Profiling of lincRNAs and differential regulatory mechanisms in response to nanoplastic toxicity at environmentally relevant concentrations in Caenorhabditis elegans

Polystyrene nanoplastics (PS-NPs) at environmentally relevant concentrations have been shown to be toxic to living organisms, but the role of long noncoding RNAs (lncRNAs) in their toxicity regulation is not yet clear. Using Caenorhabditis elegans (C. elegans) as a model organism, we investigate the mechanisms and roles of lncRNAs in PS-NPs toxicity at environmentally relevant concentrations. In this study, L1 larvae were exposed to 1-100 µg/L of 50 nm PS-NPs for 72 h, and high-throughput transcriptome sequencing was performed. Exposure to PS-NPs at concentrations of 10 µg/L, which is in the range of environmentally relevant concentrations of nanoplastics, or higher can lead to increased reactive oxygen species (ROS) production and decreased locomotion behavior in C. elegans, yet no significant toxic effects were observed for the leachate.
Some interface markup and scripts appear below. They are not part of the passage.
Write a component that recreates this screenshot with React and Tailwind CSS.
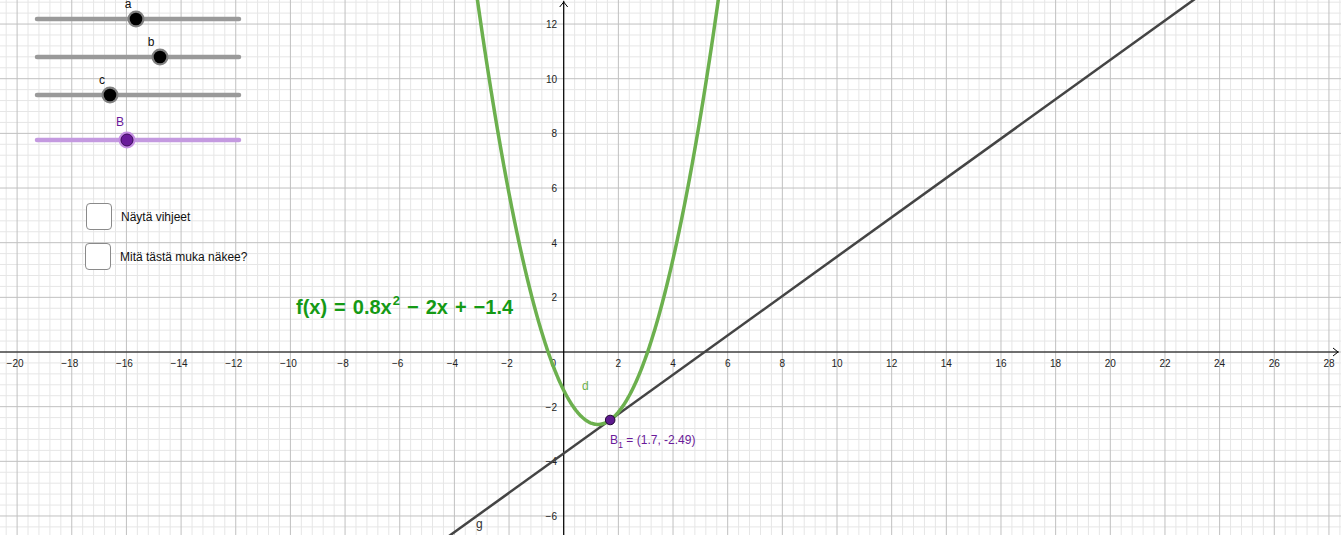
import React from "react";

const W = 1341;
const H = 535;
const OX = 563.7;
const OY = 352;
const S = 27.33;
const px = (x) => OX + x * S;
const py = (y) => OY - y * S;

function Grid() {
  const step = 0.4 * S;
  const minor = [];
  const major = [];
  for (let k = Math.ceil(-OX / step); OX + k * step <= W; k++) {
    const x = OX + k * step;
    (((k % 5) + 5) % 5 === 0 ? major : minor).push(
      <line key={"v" + k} x1={x} y1={0} x2={x} y2={H} />
    );
  }
  for (let k = Math.ceil(-(H - OY) / step); OY - k * step >= 0; k++) {
    const y = OY - k * step;
    (((k % 5) + 5) % 5 === 0 ? major : minor).push(
      <line key={"h" + k} x1={0} y1={y} x2={W} y2={y} />
    );
  }
  return (
    <>
      <g stroke="#e6e6e6" strokeWidth="1">{minor}</g>
      <g stroke="#c0c0c0" strokeWidth="1">{major}</g>
    </>
  );
}

function AxisLabels() {
  const xs = [];
  for (let v = -20; v <= 28; v += 2) {
    if (v === 0) continue;
    xs.push(
      <text key={"x" + v} x={px(v) + (v < 0 ? -2 : 0)} y={367} textAnchor="middle">
        {v < 0 ? "\u2212" + Math.abs(v) : v}
      </text>
    );
  }
  const ys = [];
  for (let v = -6; v <= 12; v += 2) {
    if (v === 0) continue;
    ys.push(
      <text key={"y" + v} x={557} y={py(v) + 4} textAnchor="end">
        {v < 0 ? "\u2212" + Math.abs(v) : v}
      </text>
    );
  }
  return (
    <g fontFamily="'Liberation Sans', Arial, sans-serif" fontSize="10" fill="#222">
      {xs}
      {ys}
      <text x={556} y={367} textAnchor="end">0</text>
    </g>
  );
}

function Parabola() {
  const f = (x) => 0.8 * x * x - 2 * x - 1.4;
  let d = "";
  for (let x = -3.4; x <= 5.9; x += 0.02) {
    d += (d ? " L " : "M ") + px(x).toFixed(2) + " " + py(f(x)).toFixed(2);
  }
  return <path d={d} fill="none" stroke="#6cb04e" strokeWidth="3.5" strokeLinecap="round" />;
}

function Tangent() {
  const g = (x) => 0.72 * x - 3.712;
  const x1 = -5, x2 = 24;
  return (
    <line x1={px(x1)} y1={py(g(x1))} x2={px(x2)} y2={py(g(x2))} stroke="#444" strokeWidth="2.5" />
  );
}

function Slider({ y, knob, label, labelX, purple }) {
  return (
    <g>
      <line
        x1={37}
        y1={y}
        x2={239}
        y2={y}
        stroke={purple ? "#c49ae0" : "#9a9a9a"}
        strokeWidth="4.5"
        strokeLinecap="round"
      />
      {purple ? (
        <>
          <circle cx={knob} cy={y} r={8.5} fill="#c58fe3" />
          <circle cx={knob} cy={y} r={6} fill="#6a1b9a" stroke="#3a0a5a" strokeWidth="1" />
        </>
      ) : (
        <>
          <circle cx={knob} cy={y} r={8.5} fill="#808080" />
          <circle cx={knob} cy={y} r={6.3} fill="#000" />
        </>
      )}
      <text
        x={labelX}
        y={y - (purple ? 14 : 11)}
        textAnchor="middle"
        fontFamily="'Liberation Sans', Arial, sans-serif"
        fontSize={purple ? 12 : 12}
        fill={purple ? "#6a1b9a" : "#111"}
      >
        {label}
      </text>
    </g>
  );
}

export default function App() {
  const bx = px(1.7);
  const by = py(-2.488);
  return (
    <div
      className="relative w-[1341px] h-[535px] overflow-hidden bg-white"
      style={{ fontFamily: "'Liberation Sans', Arial, sans-serif" }}
    >
      <svg width={W} height={H} className="absolute left-0 top-0 block">
        <Grid />
        {/* axes */}
        <line x1={0} y1={OY} x2={W - 2} y2={OY} stroke="#000" strokeWidth="1.2" />
        <line x1={OX} y1={1} x2={OX} y2={H} stroke="#000" strokeWidth="1.2" />
        <polyline points={`${W - 8},${OY - 4} ${W - 3},${OY} ${W - 8},${OY + 4}`} fill="none" stroke="#000" strokeWidth="1" />
        <polyline points={`${OX - 4},${7} ${OX},${2} ${OX + 4},${7}`} fill="none" stroke="#000" strokeWidth="1" />
        <AxisLabels />
        <Tangent />
        <Parabola />
        <circle cx={bx} cy={by} r={4.8} fill="#5e1a8e" stroke="#1e0630" strokeWidth="1" />
        <g fontFamily="'Liberation Sans', Arial, sans-serif" fontSize="12">
          <text x={610} y={444} fill="#6a1b9a">
            B<tspan fontSize="9" dy="4">1</tspan>
            <tspan dy="-4"> = (1.7, -2.49)</tspan>
          </text>
          <text x={582} y={390} fill="#6cb04e">d</text>
          <text x={476} y={528} fill="#333">g</text>
        </g>
        <Slider y={19} knob={136} label="a" labelX={128} />
        <Slider y={57} knob={160} label="b" labelX={151} />
        <Slider y={95} knob={110} label="c" labelX={102} />
        <Slider y={140} knob={127} label="B" labelX={120} purple />
      </svg>

      {/* checkboxes */}
      <div className="absolute left-[86px] top-[203px] flex items-center gap-[9px]">
        <div className="w-[26px] h-[27px] rounded-[4px] border-[1.5px] border-[#8a8a8a] bg-white"></div>
        <span className="text-[12px] text-[#111] leading-none">Näytä vihjeet</span>
      </div>
      <div className="absolute left-[85px] top-[243px] flex items-center gap-[9px]">
        <div className="w-[26px] h-[27px] rounded-[4px] border-[1.5px] border-[#8a8a8a] bg-white"></div>
        <span className="text-[12px] text-[#111] leading-none">Mitä tästä muka näkee?</span>
      </div>

      {/* function text */}
      <div className="absolute left-[296px] top-[297px] flex items-baseline text-[20px] font-bold text-[#159a15] leading-none whitespace-nowrap">
        <span>f(x)</span>
        <span className="mx-[7px]">=</span>
        <span>0.8x</span>
        <span className="text-[13px] relative -top-[9px] ml-[1px]">2</span>
        <span className="mx-[7px]">−</span>
        <span>2x</span>
        <span className="mx-[7px]">+</span>
        <span>−1.4</span>
      </div>
    </div>
  );
}
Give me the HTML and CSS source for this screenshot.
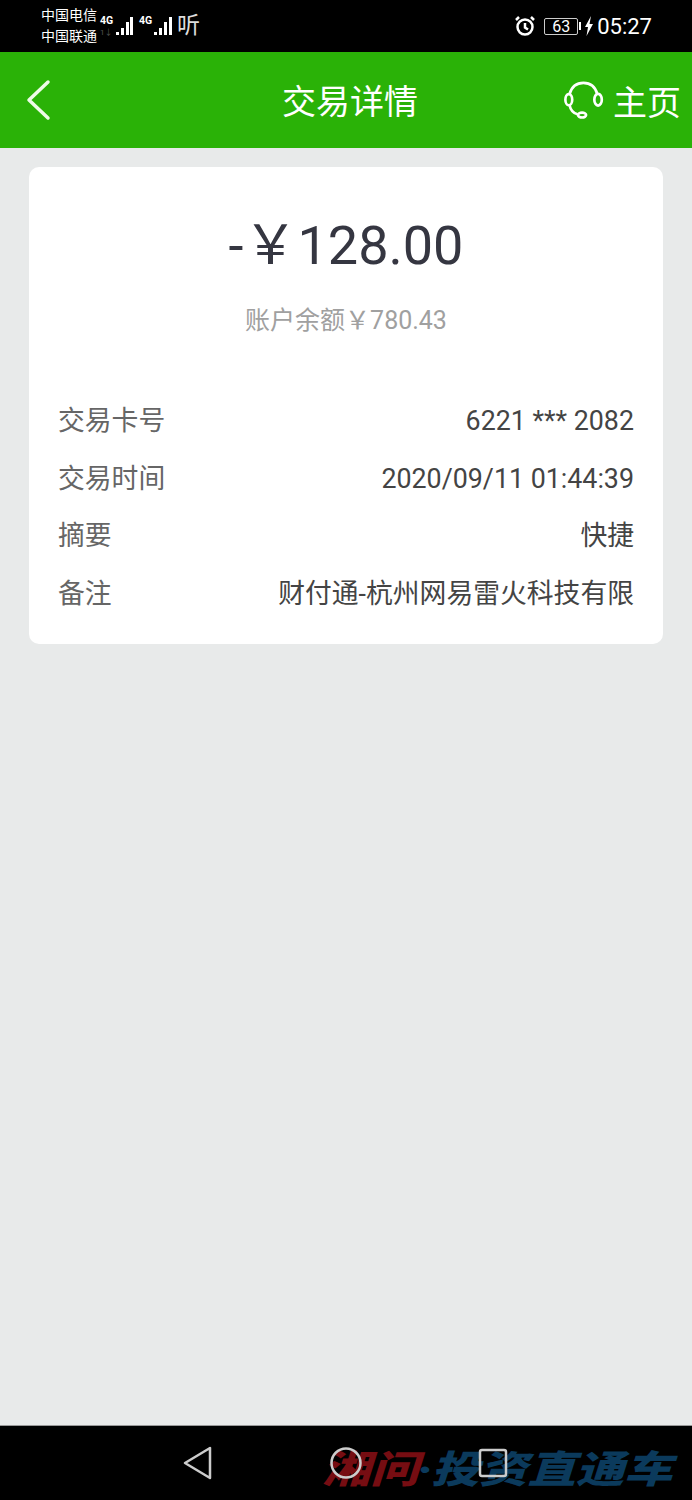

The sequencing results revealed significant changes in G protein-coupled receptors and long intergenic noncoding RNAs (lincRNAs), which warranted further investigation. Additionally, a CRISPR-based knockout (KO) mutant library of C. elegans lincRNAs was employed for in-depth mechanistic studies. The findings indicate that multiple lincRNAs are involved in the regulatory response to the toxic effects of PS-NPs. Compared to wild-type nematodes, linc-7, linc-9, linc-13, linc-21, linc-24, linc-49, linc-61, and linc-169 KO nematodes exhibited increased sensitivity to the toxicity of PS-NPs, while linc-11 and linc-50 nematodes showed resistance. Notably, our results indicate that the transcription process of linc-11, rather than its mature transcripts, played a crucial role in the response to PS-NPs. This is evidenced by the differing phenotypes observed in RNA interference (RNAi) knockdown (KD) and CRISPR KO nematodes following exposure to PS-NPs. Our results suggest that transcriptional regulation involving lncRNAs is integral to the organism's response to PS-NPs.